Pour ceux qui investissent dans le secteur de l’e-mobilité, les défis sont nombreux. Felipe Pinto est Managing Partner de Patria ; le principal gestionnaire d’actifs autonome en Amérique latine a décidé d’investir dans le business « aux fondamentaux très solides » de l’e-mobilité, en particulier sur le marché des camions et camionnettes destinés aux livraisons urbaines dans plusieurs pays d’Amérique latine. Après un démarrage prometteur de l’activité se pose la question du passage à l’échelle : il faut œuvrer pour « la création d’un nouveau secteur, donc le développement de l’écosystème, de la chaîne de valeur, de la chaîne d’approvisionnement. Mais si vous voulez faire cela entièrement en fonds propres, c’est impossible. »

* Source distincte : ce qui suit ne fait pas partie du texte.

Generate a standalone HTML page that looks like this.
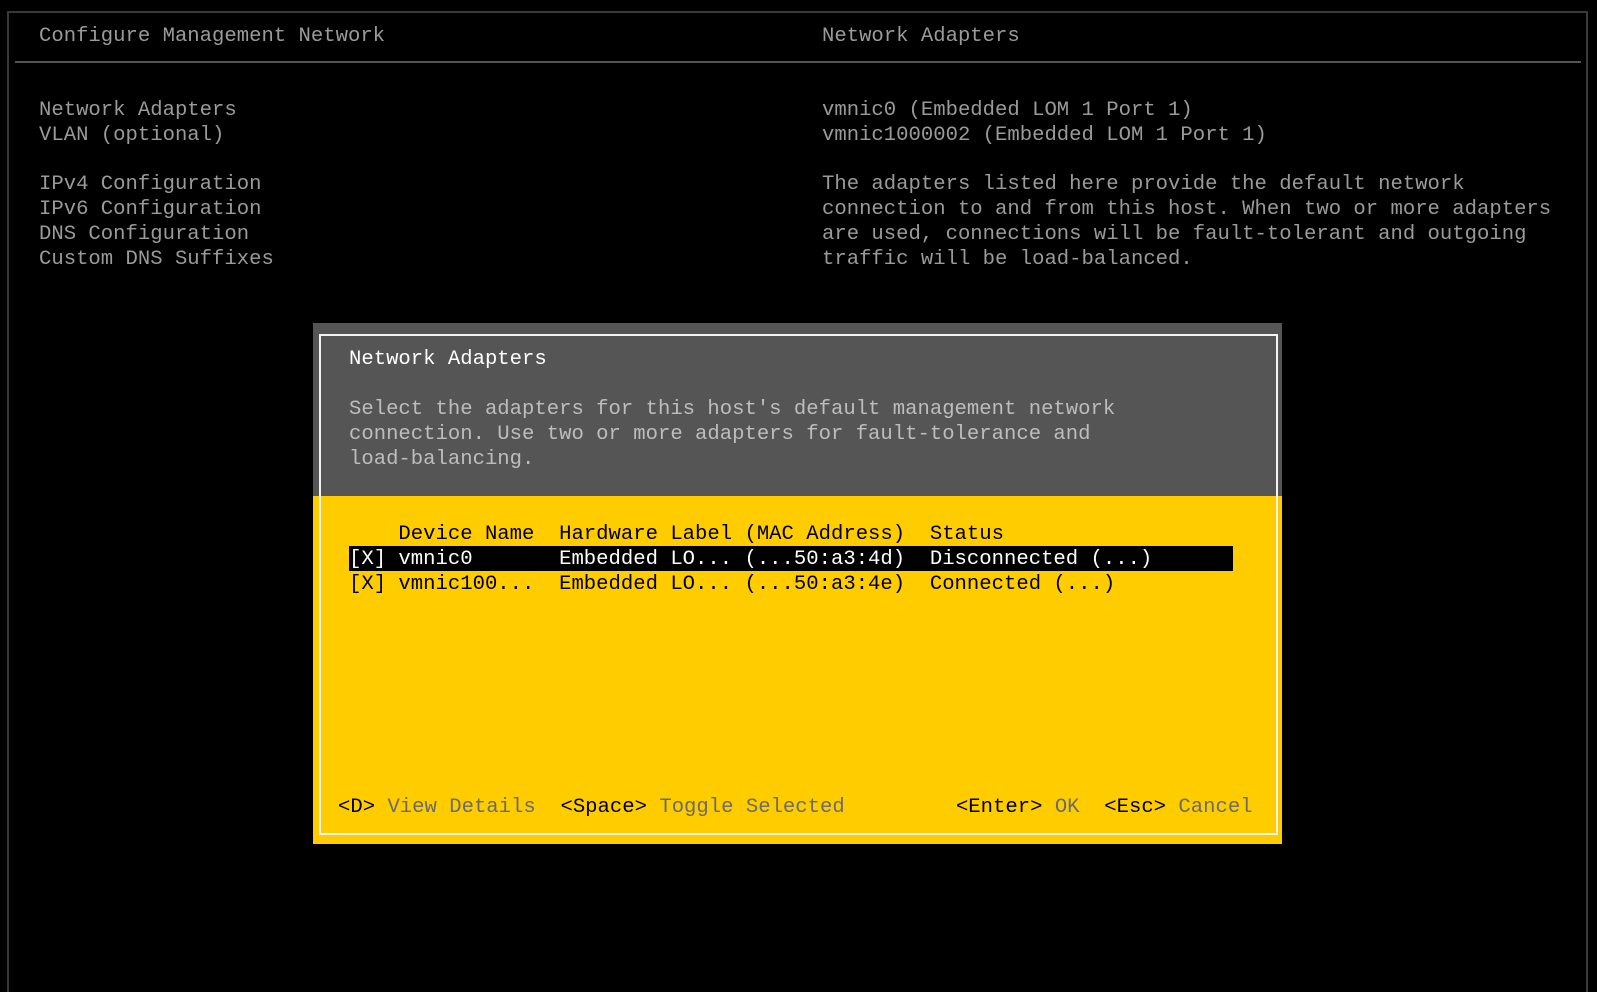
<!DOCTYPE html>
<html><head><style>
html,body{margin:0;padding:0;background:#000;width:1597px;height:992px;overflow:hidden}
body{position:relative;font-family:"Liberation Mono",monospace;font-size:20.6px;}
.t{position:absolute;white-space:pre;line-height:25px;height:25px}
.g{color:#9a9a9a}
</style></head><body>
<div style="position:absolute;left:7px;top:11px;width:1577px;height:1000px;border:2px solid #3a3a3a"></div>
<div style="position:absolute;left:15px;top:61px;width:1566px;height:2px;background:#555"></div>
<div class="t g" style="left:39px;top:24px">Configure Management Network</div>
<div class="t g" style="left:822px;top:24px">Network Adapters</div>
<div class="t g" style="left:39px;top:98px">Network Adapters
VLAN (optional)</div>
<div class="t g" style="left:39px;top:172px">IPv4 Configuration
IPv6 Configuration
DNS Configuration
Custom DNS Suffixes</div>
<div class="t g" style="left:822px;top:98px">vmnic0 (Embedded LOM 1 Port 1)
vmnic1000002 (Embedded LOM 1 Port 1)</div>
<div class="t g" style="left:822px;top:172px">The adapters listed here provide the default network
connection to and from this host. When two or more adapters
are used, connections will be fault-tolerant and outgoing
traffic will be load-balanced.</div>

<div style="position:absolute;left:313px;top:323px;width:969px;height:521px;background:#ffcc00"></div>
<div style="position:absolute;left:313px;top:323px;width:969px;height:173px;background:#555"></div>
<div style="position:absolute;left:319px;top:334px;width:955px;height:497px;border:2px solid #f2f2f2"></div>
<div class="t" style="left:349px;top:347px;color:#fff">Network Adapters</div>
<div class="t" style="left:349px;top:397px;color:#bdbdbd">Select the adapters for this host's default management network
connection. Use two or more adapters for fault-tolerance and
load-balancing.</div>
<div style="position:absolute;left:349px;top:546px;width:884px;height:25px;background:#000"></div>
<div class="t" style="left:349px;top:522px;color:#000">    Device Name  Hardware Label (MAC Address)  Status</div>
<div class="t" style="left:349px;top:547px;color:#fff">[X] vmnic0       Embedded LO... (...50:a3:4d)  Disconnected (...)</div>
<div class="t" style="left:349px;top:572px;color:#000">[X] vmnic100...  Embedded LO... (...50:a3:4e)  Connected (...)</div>
<div class="t" style="left:338px;top:795px;color:#000">&lt;D&gt; <span style="color:#6b6b6b">View Details</span>  &lt;Space&gt; <span style="color:#6b6b6b">Toggle Selected</span>         &lt;Enter&gt; <span style="color:#6b6b6b">OK</span>  &lt;Esc&gt; <span style="color:#6b6b6b">Cancel</span></div>
</body></html>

L’exemple de Battery Smart en Inde
Cependant, les bénéfices potentiels sont considérables: Souleymane Ba, Partner chez Leapfrog investments, témoigne l’importance stratégique du secteur. En Inde, Leapfrog a investi dans Battery Smart, le plus grand fournisseur indien de batteries en libre-service pour les véhicules électriques à deux et trois roues, offrant aux conducteurs une mobilité pratique, bon marché et à faible émission de carbone. Un enjeu essentiel dans un pays où les émissions carbone de ces véhicules représentent jusqu’à 30 % des émissions totales dues aux transports.
« Pourquoi avons-nous investi dans le secteur de l’e-mobilité ? interroge Souleymane Ba. Tout ce que nous faisons doit d’abord avoir un impact climatique positif. Mais aussi: est-ce que le produit permet au client final d’économiser de l’argent? En tant qu’actionnaire, allez-vous gagner de l’argent? Et enfin, le dernier critère est la structuration de l’opération : pourrons-nous sortir de l’investissement et obtenir un bon rendement ? » Depuis son lancement en 2020, Battery Smart a atteint environ 45000 utilisateurs via un réseau de 1000 stations d’échange de batteries dans 30 villes en Inde, avec 120 000 batteries en circulation.
Une success story rendue possible grâce à l’appui de Leapfrog. Mais dans d’autres contextes où l’equity ne suffit pas, la mobilisation de dette auprès d’acteurs privés peut être un parcours du combattant. Notamment « dans de nombreux marchés africains où les banques font des marges bien plus élevées en prêtant au gouvernement plutôt qu’au secteur privé », alerte Nijhad Jamal. Et le Managing Partner d’Equator de résumer : « La demande est là. La technologie est là. Les marges deviennent respectables. Les différents acteurs de la chaîne de valeur se rassemblent et collaborent. Il manque juste le capital non-equity pour aider à soutenir les différentes parties du modèle. » La dette est bien le moteur nécessaire pour faire passer l’e-mobilité à l’échelle.